El nacimiento de las ciudades suele estar envuelto en una niebla mítica y legendaria, y sus fundadores, cuando tienen nombre, se hacen merecedores de unas líneas de oro en los libros de historia y de una estatua en la plaza más céntrica como premio por su acto de osada fe en el futuro. Por el contrario, ser el último habitante de un pueblo parece un triste privilegio que no otorga ninguna de las recompensas reservadas a los héroes.
Segundo Alcalde Portero fue el último habitante de Peñalcázar. Para redondear el simbolismo tendría que haberse llamado Último Alcalde Portero, pues en verdad desempeñó ese cargo municipal y fue también el encargado de cerrar definitivamente la puerta de su pueblo allá por 1978. Un par de años antes se había convertido en noticia nacional cuando el referéndum para la reforma política promovido por Adolfo Suárez. Nada dicen las crónicas del curioso escrutinio en tan exigua mesa y de la improbable reclamación ante la Junta Electoral por irregularidades, altercados o pucherazo.
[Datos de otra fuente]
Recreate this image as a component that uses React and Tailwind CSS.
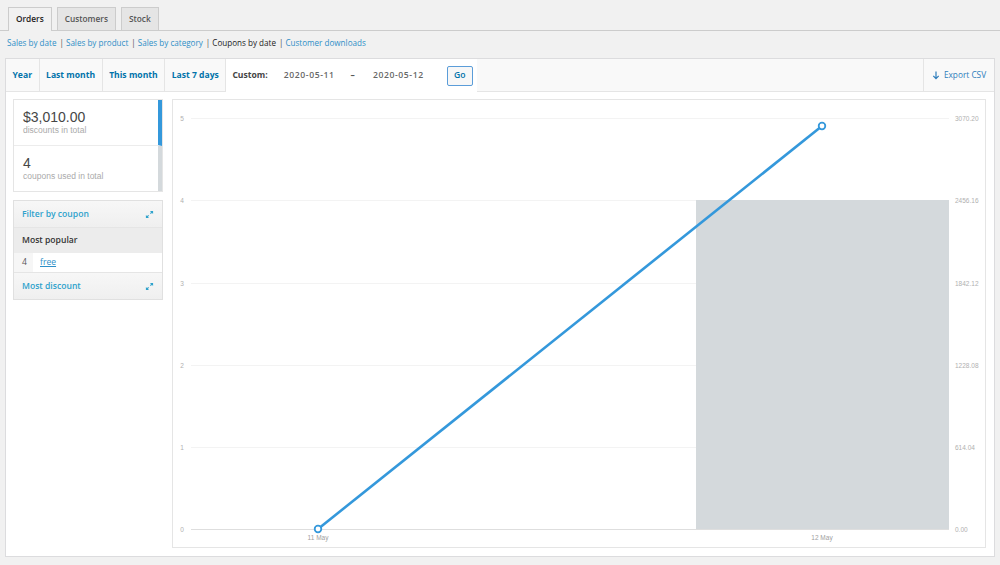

(La Vanguardia, 16 de diciembre de 1976)
Cuesta imaginar qué le pasaría por las mientes y por las entretelas del corazón a Segundo ese día de 1978 mientras, a pie o en caballería, por la antigua calzada romana (nunca hubo carretera en Peñalcázar) descendía del espinazo rocoso donde se asienta el pueblo después de abandonar definitivamente su casa. ¿Cerraría la puerta con llave? ¿Guardaría la llave como reliquia sagrada igual que hicieron los judíos sefarditas expulsados de Castilla? ¿Volvería la vista atrás con los ojos anegados de lágrimas o se sacudiría el polvo de los zapatos? ¿Recordaría su vida pasada, su empeño en resistir, y se sentiría derrotado? ¿Soñaría con que, a partir de ese momento, su existencia sería más fácil, no necesitaría sudar para satisfacer su sed, las bombillas no tendrían una luz mortecina y oiría otras voces que no fuera su propia voz o la voz de sus fantasmas?
Quizá no dijo nada, no pensó nada, no sintió nada. Simplemente se dejó caer hacia la fácil promesa del valle.